Whose Common: 1750-1850

Needlework Picture, 1747-1750


To begin, Needlework Picture is a Boston-made embroidery that colorfully depicts a lush green landscape, likely a generalized stand-in for Boston Common. In the forefront are a young lady holding a fishing pole, a group of reapers, a promenading couple, and a mounted horseman. Around them are dogs, birds, and leaping deer. Made between 1747 and 1750, it is the largest of seventeen scenes called "fishing lady" pictures. It is worked in wool and silk with beads on linen canvas. Although its maker is unknown, the picture descended through the Lowell family and hung at Elmwood, the home of James Russell Lowell.
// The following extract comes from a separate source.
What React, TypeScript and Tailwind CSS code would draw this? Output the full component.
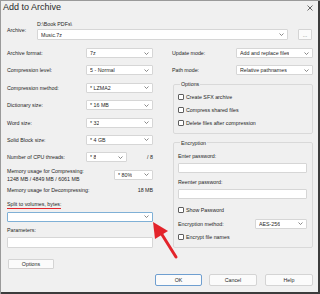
import React from "react";

const Chevron = () => (
    <svg width="5" height="3" viewBox="0 0 5 3" className="shrink-0">
        <polyline points="0.5,0.5 2.5,2.5 4.5,0.5" fill="none" stroke="#6b6b6b" strokeWidth="0.8" />
    </svg>
);

const Select = ({
    value,
    className = "",
}: {
    value: string;
    className?: string;
}) => (
    <div
        className={
            "flex items-center justify-between h-[10px] bg-white border border-[#d6d6d6] rounded-[1px] pl-[3px] pr-[3px] " +
            className
        }
    >
        <span className="truncate">{value}</span>
        <Chevron />
    </div>
);

const Box = ({ className = "" }: { className?: string }) => (
    <div className={"h-[10px] bg-white border border-[#d6d6d6] rounded-[1px] " + className}></div>
);

const Check = ({ label, className = "" }: { label: string; className?: string }) => (
    <div className={"flex items-center gap-[2px] " + className}>
        <span className="w-[6px] h-[6px] bg-white border border-[#5f5f5f] rounded-[1px] shrink-0"></span>
        <span>{label}</span>
    </div>
);

const Row = ({ label, value, selectClass }: { label: string; value: string; selectClass: string }) => (
    <div className="flex items-center justify-between h-[10px]">
        <span>{label}</span>
        <Select value={value} className={selectClass} />
    </div>
);

export default function App() {
    const leftRows = [
        { label: "Archive format:", value: "7z" },
        { label: "Compression level:", value: "5 - Normal" },
        { label: "Compression method:", value: "* LZMA2" },
        { label: "Dictionary size:", value: "* 16 MB" },
        { label: "Word size:", value: "* 32" },
        { label: "Solid Block size:", value: "* 4 GB" },
    ];

    return (
        <div
            className="relative w-[320px] h-[294px] bg-[#f0f0f0] text-[#1f1f1f] text-[5.3px] leading-[8px] flex flex-col overflow-hidden shadow-[inset_1px_1px_0_#9a9a9a,inset_-2px_-2px_0_#3c3c3c]"
            style={{ fontFamily: '"Liberation Sans", Arial, sans-serif' }}
        >
            {/* title bar */}
            <div className="flex items-center justify-between h-[15px] pl-[3px] pr-[7px] shrink-0">
                <span className="text-[9px] leading-[15px] text-[#2a2a2a]">Add to Archive</span>
                <svg width="6" height="6" viewBox="0 0 6 6">
                    <path d="M0.5 0.5 L5.5 5.5 M5.5 0.5 L0.5 5.5" stroke="#444" strokeWidth="0.8" />
                </svg>
            </div>

            {/* archive path */}
            <div className="flex items-center h-[20px] mt-[5px] shrink-0">
                <span className="w-[37px] pl-[7px]">Archive:</span>
                <div className="flex flex-col">
                    <span className="h-[9px] leading-[8px]">D:\Book PDFs\</span>
                    <div className="flex items-center">
                        <Select value="Music.7z" className="w-[251px] h-[11px]" />
                        <div className="ml-[10px] w-[14px] h-[11px] bg-[#fbfbfb] border border-[#d4d4d4] rounded-[1px] flex items-center justify-center text-[#666] leading-[4px]">
                            ...
                        </div>
                    </div>
                </div>
            </div>

            {/* columns */}
            <div className="flex mt-[8px] shrink-0">
                {/* left column */}
                <div className="flex flex-col w-[146px] ml-[7px]">
                    <div className="flex flex-col gap-[7.4px]">
                        {leftRows.map((r) => (
                            <Row key={r.label} label={r.label} value={r.value} selectClass="w-[67px]" />
                        ))}
                        <div className="flex items-center h-[10px]">
                            <span className="w-[79px]">Number of CPU threads:</span>
                            <Select value="* 8" className="w-[41px]" />
                            <span className="ml-auto">/ 8</span>
                        </div>
                    </div>

                    <div className="flex items-center justify-between mt-[4.5px]">
                        <div className="flex flex-col">
                            <span>Memory usage for Compressing:</span>
                            <span>1248 MB / 4849 MB / 6061 MB</span>
                        </div>
                        <Select value="* 80%" className="w-[39px]" />
                    </div>

                    <div className="flex justify-between mt-[3px]">
                        <span>Memory usage for Decompressing:</span>
                        <span>18 MB</span>
                    </div>

                    <div className="mt-[6px] h-[8px]">
                        <span className="inline-block leading-[7px] border-b-[1.5px] border-[#e3242b]">
                            Split to volumes, bytes:
                        </span>
                    </div>
                    <div className="mt-[4px] flex items-center justify-end h-[10px] bg-white border border-[#7fb0d6] rounded-[1px] pr-[3px]">
                        <Chevron />
                    </div>

                    <span className="mt-[4px]">Parameters:</span>
                    <Box className="mt-[3px] h-[11px]" />

                    <div className="mt-[11px] ml-[1px] w-[46px] h-[10px] bg-[#fbfbfb] border border-[#d4d4d4] rounded-[1px] flex items-center justify-center">
                        Options
                    </div>
                </div>

                {/* right column */}
                <div className="flex flex-col w-[141px] ml-[19px]">
                    <div className="flex flex-col gap-[7.4px]">
                        <Row label="Update mode:" value="Add and replace files" selectClass="w-[77px]" />
                        <Row label="Path mode:" value="Relative pathnames" selectClass="w-[77px]" />
                    </div>

                    <fieldset className="mt-[5px] ml-[1px] w-[140px] border border-[#d9d9d9] rounded-[2px] pl-[4px] pb-[3px] pt-[2.5px]">
                        <legend className="px-[1px] ml-[2px] leading-[8px]">Options</legend>
                        <Check label="Create SFX archive" className="h-[13px]" />
                        <Check label="Compress shared files" className="h-[13px]" />
                        <Check label="Delete files after compression" className="h-[13px]" />
                    </fieldset>

                    <fieldset className="mt-[5px] ml-[1px] w-[140px] border border-[#d9d9d9] rounded-[2px] pl-[4px] pr-[5px] pt-[5px] pb-[6px] flex flex-col">
                        <legend className="px-[1px] ml-[2px] leading-[8px]">Encryption</legend>
                        <span>Enter password:</span>
                        <Box className="mt-[3px]" />
                        <span className="mt-[5px]">Reenter password:</span>
                        <Box className="mt-[3px]" />
                        <Check label="Show Password" className="mt-[7px] h-[8px]" />
                        <div className="mt-[5px] flex items-center justify-between h-[10px]">
                            <span>Encryption method:</span>
                            <Select value="AES-256" className="w-[52px]" />
                        </div>
                        <Check label="Encrypt file names" className="mt-[4px] h-[8px]" />
                    </fieldset>
                </div>
            </div>

            {/* bottom buttons */}
            <div className="flex mt-[5px] ml-[155px] gap-[7px] h-[12px] shrink-0">
                <div className="w-[47px] bg-[#fbfbfb] border border-[#6f9fd0] rounded-[2px] flex items-center justify-center">
                    OK
                </div>
                <div className="w-[48px] bg-[#fbfbfb] border border-[#d4d4d4] rounded-[2px] flex items-center justify-center">
                    Cancel
                </div>
                <div className="ml-[1px] w-[48px] bg-[#fbfbfb] border border-[#d4d4d4] rounded-[2px] flex items-center justify-center">
                    Help
                </div>
            </div>

            {/* annotation arrow */}
            <svg className="absolute left-0 top-0 pointer-events-none" width="320" height="294" viewBox="0 0 320 294">
                <line x1="161" y1="233" x2="176" y2="257" stroke="#e3242b" strokeWidth="3" strokeLinecap="round" />
                <polygon points="153,222 155,239 168,231" fill="#e3242b" />
            </svg>
        </div>
    );
}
The image of a young woman waiting to catch a fish while other couples are frolicking suggests a youthful maker and romantic fantasies (Historic New England).

Material Composition

Needlework Picture is an embroidered image that was made of wool and silk on a linen canvas in the mid-18th century. Although embroidered images were not uncommon in the 18th century, the use of needlework in this way offers an intriguing window into the artifact's social history. There is a long history behind the association of women and needlework, with class playing a significant role; in the early modern period (between 1500 and 1800), women of humble means spun and wove cloth from necessity whereas women from affluent families had more leisure time. For them, the ability to carefully embroider cloth became a means of advertising their social status (Klein 2001, p. 38). Thus, it is likely that it was a higher status woman behind the fabrication of this piece. Often, embroidered images were considered to be the "capstone project" in an elite woman's education, something through which to stake their role in the family's presentation of its gentility and fashionable taste (Pappas 2015, p. 2). The use of this medium and its incorporation of wool and silk suggests that the work was meant to exhibit the artist's refinement and, by extension, the gentility of the family.